Have you tried using smbclient directly from a terminal? First try this:


smbclient -L //<NAServer> -U guest

Do you get errors? Does it provide a list of the shares? If this works read
on. can be a netbios name or IP.

If I recall you have shares “admin” and “guest” on the NAS. With a user also
called admin. So try this:


smbclient //<NAServer>/admin -U admin

Enter admin’s password at the prompt and you should see:


smb: />

You can now issue various commands, such as ls, get, put, cd, and the
important, exit, to leave. For a complete list of these commands see:


man smbclient

Hopefully, you will get an error message at some point which gives a hint as
to what is wrong. If smbclient works, the problem must be in the GUI.
A “mount.cifs” command may help here. ken yap has suggested the log files on
the NAS but also look here on Suse to see if anything pops out at you.
/var/log/samba/log.smbd.

P. V.
“We’re all in this together, I’m pulling for you.” Red Green

Great question! I can’t believe I didn’t think of that…

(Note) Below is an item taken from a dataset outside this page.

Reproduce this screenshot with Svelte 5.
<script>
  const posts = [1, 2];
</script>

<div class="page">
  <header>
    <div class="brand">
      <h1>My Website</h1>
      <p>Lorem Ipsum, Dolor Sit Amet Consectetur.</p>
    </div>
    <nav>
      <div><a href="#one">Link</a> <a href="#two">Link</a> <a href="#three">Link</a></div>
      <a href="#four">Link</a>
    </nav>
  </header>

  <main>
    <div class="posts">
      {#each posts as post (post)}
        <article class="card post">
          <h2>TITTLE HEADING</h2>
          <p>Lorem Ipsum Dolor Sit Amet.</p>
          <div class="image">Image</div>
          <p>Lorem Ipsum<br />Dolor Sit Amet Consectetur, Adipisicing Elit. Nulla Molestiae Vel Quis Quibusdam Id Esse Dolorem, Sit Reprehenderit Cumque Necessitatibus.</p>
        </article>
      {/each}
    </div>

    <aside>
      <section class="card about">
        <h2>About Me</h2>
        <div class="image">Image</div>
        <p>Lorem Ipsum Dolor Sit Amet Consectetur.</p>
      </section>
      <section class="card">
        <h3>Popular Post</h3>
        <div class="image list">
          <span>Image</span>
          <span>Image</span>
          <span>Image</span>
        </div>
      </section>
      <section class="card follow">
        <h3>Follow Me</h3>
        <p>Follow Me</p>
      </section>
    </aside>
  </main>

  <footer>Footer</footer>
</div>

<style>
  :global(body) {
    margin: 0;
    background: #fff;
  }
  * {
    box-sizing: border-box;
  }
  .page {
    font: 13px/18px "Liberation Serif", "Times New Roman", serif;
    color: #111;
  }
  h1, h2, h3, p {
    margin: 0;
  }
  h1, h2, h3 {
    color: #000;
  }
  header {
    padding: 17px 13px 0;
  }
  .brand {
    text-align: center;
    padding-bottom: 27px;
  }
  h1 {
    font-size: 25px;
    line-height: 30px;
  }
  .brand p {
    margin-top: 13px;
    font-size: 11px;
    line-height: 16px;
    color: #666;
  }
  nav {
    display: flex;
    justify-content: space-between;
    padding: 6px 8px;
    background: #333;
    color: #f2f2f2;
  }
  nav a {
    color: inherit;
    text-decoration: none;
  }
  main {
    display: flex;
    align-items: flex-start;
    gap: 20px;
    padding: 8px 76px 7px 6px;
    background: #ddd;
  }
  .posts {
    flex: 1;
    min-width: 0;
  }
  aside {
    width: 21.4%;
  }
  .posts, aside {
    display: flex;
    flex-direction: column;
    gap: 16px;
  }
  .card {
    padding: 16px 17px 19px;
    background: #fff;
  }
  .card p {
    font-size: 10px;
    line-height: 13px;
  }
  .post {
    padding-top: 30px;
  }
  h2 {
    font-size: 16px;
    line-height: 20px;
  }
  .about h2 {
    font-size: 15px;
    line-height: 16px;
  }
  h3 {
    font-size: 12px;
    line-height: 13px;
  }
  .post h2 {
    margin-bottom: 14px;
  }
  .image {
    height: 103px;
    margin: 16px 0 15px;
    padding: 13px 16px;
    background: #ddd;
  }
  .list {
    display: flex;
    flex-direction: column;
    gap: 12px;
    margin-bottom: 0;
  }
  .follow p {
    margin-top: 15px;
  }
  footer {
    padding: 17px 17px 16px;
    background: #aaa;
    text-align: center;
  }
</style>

http://www.jumblestudios.com/screenshots/snapshot2.jpg

Okay, so i cleared out my logs and connected via smb (the way that works) and entered my username and pass and the first line shows a successful connection. Then I tried with the mounting via cifs by adding the line to my fstab, where i get the permissions deneid error, and the second line you see there is what is logged when that happens.

P.V. -> I’m going to post on your suggestions in just a minute.